God Rest You Merry, Gentlemen Summary

Synopsis

The narrator of Ernest Hemingway's "God Rest You Merry, Gentlemen" (1933) recalls a Christmas Day earlier in his life when he worked at a hospital in Kansas City. Like Hemingway himself during World War I, the narrator may be an ambulance driver, since he sits with two "ambulance surgeons" in the hospital's reception room. As they wait for a call, Doc Fisher and Doctor Wilcox recall the "extremely interesting case" they saw earlier that morning. A young man came in and asked the doctors to castrate him to help him overcome his "awful lust," which he believed was "a sin against our Lord and Saviour." Through this young boy's spiritual desperation, Hemingway raises concerns about the dangers of extreme Christian fundamentalism.

While Doctor Wilcox simply denounced the boy as a "fool," Doc Fisher tried to convince the boy that he had a "fine body" and that there was "nothing wrong" with his sexual urges. The boy left, but returned to the hospital several hours later after mutilating his genitals with a razor.

As the doctors talk, the boy's fate is still undecided—Doctor Wilcox, who was on call when the boy returned, says the boy may die from "loss of blood." Doc Fisher bitterly attributes the boy's critical status to the fact that the incompetent Doctor Wilcox "was unable to find this emergency listed in his book" when he treated the boy.

This odd, brief story takes on a more profound meaning as the two doctors are contrasted with one another. Doc Fisher is capable, caring, and smart ("too damned smart" in Docto r Wilcox's opinion), but has a mysterious past. The narrator does not explain why such a gifted doctor is working in the emergency room on Christmas Day, but he does mention that Doc Fisher's "gambler's hands" once had a "lack of respect for Federal statues," a comment that may allude to the performance of illegal abortions. Doctor Wilcox, on the other hand, is incompetent, so much so that he carries a reference book to help him make diagnoses, and he cannot "get along without it." He also rudely corrects Doc Fisher when he refers to Christ as "our Savior" by retorting, "Our Saviour? Ain't you a Jew?"

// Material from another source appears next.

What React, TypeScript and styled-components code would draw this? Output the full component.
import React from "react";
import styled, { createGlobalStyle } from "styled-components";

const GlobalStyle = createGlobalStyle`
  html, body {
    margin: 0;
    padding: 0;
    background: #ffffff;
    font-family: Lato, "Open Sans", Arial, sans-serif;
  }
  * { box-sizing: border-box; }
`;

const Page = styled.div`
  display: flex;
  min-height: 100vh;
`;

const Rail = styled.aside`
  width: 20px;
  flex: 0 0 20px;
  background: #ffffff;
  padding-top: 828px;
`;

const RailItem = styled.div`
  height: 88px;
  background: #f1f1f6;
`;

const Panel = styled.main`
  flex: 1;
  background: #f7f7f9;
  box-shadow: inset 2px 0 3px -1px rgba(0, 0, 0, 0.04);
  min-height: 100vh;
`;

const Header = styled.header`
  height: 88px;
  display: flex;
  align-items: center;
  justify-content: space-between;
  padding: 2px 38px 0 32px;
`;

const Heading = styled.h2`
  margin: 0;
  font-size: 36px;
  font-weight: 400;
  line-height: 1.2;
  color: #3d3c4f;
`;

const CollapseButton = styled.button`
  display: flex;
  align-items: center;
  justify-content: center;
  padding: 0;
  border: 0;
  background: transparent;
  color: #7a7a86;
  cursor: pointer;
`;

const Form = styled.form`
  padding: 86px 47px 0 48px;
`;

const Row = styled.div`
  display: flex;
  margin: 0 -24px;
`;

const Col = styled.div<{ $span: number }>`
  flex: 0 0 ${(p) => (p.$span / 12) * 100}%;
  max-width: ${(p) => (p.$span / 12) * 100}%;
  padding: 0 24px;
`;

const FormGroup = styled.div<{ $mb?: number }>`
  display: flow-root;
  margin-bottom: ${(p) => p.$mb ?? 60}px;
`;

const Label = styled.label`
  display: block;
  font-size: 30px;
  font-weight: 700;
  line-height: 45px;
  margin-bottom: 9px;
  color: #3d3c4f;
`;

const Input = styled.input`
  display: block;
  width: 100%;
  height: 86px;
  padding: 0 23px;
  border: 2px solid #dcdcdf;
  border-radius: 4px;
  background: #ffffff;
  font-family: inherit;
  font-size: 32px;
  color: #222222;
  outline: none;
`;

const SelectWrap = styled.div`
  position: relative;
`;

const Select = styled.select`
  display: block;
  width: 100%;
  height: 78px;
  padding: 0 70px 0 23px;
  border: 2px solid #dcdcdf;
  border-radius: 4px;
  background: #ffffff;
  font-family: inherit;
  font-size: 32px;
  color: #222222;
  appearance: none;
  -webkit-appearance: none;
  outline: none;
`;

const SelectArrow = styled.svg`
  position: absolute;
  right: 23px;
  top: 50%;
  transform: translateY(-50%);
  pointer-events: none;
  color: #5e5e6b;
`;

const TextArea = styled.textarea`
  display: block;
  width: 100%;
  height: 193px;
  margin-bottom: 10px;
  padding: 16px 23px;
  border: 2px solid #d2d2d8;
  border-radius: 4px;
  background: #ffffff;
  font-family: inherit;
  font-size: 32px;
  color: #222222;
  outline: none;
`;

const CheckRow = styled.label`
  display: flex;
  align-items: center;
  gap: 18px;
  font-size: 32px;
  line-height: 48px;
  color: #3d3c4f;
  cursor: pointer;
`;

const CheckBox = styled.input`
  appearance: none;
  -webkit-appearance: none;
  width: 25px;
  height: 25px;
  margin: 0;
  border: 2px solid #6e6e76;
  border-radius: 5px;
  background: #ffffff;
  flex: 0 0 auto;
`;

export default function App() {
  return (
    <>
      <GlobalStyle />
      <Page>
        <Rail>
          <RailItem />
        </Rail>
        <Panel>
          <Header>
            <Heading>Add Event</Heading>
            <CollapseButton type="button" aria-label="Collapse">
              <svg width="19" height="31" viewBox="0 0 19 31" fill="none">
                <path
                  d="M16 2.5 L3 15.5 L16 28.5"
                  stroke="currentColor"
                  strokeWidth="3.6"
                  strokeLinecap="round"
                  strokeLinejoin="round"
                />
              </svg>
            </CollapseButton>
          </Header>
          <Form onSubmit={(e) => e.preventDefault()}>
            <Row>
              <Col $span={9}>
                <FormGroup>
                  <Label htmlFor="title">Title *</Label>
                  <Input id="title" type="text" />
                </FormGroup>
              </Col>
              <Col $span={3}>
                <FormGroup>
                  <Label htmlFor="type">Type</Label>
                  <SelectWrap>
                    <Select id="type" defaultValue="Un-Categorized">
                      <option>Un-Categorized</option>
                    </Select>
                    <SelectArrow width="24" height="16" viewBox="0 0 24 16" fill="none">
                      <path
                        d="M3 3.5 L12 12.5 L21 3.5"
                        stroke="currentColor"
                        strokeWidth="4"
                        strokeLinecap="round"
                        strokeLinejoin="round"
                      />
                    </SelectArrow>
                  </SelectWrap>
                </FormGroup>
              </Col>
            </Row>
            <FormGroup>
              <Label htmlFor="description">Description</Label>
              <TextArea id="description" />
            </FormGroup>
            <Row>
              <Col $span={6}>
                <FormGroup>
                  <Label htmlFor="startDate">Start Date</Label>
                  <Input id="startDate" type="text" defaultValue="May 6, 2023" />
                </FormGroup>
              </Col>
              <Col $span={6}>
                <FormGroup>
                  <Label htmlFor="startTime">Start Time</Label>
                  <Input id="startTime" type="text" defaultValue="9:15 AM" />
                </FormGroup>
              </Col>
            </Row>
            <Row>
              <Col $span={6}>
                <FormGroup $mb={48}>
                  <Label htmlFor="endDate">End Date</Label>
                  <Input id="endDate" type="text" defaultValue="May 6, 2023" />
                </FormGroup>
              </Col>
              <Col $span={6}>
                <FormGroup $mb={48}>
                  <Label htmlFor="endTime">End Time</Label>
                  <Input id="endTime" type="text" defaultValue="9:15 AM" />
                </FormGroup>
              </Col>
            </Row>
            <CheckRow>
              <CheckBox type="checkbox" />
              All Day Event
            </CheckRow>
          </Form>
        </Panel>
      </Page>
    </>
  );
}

By revealing that Doc Fisher is Jewish and Doctor Wilcox is a Christian at the end of the story, Hemingway adds another ironic twist to the day's strange events. The doctor who shared the desperate boy's religious beliefs took no care in treating him, while the Jewish doctor tried to explain to the boy that his arousal was "no sinful state." In his portraits of the two doctors, Hemingway takes aim at anti-Semitic attitudes and also questions the nature of true Christianity.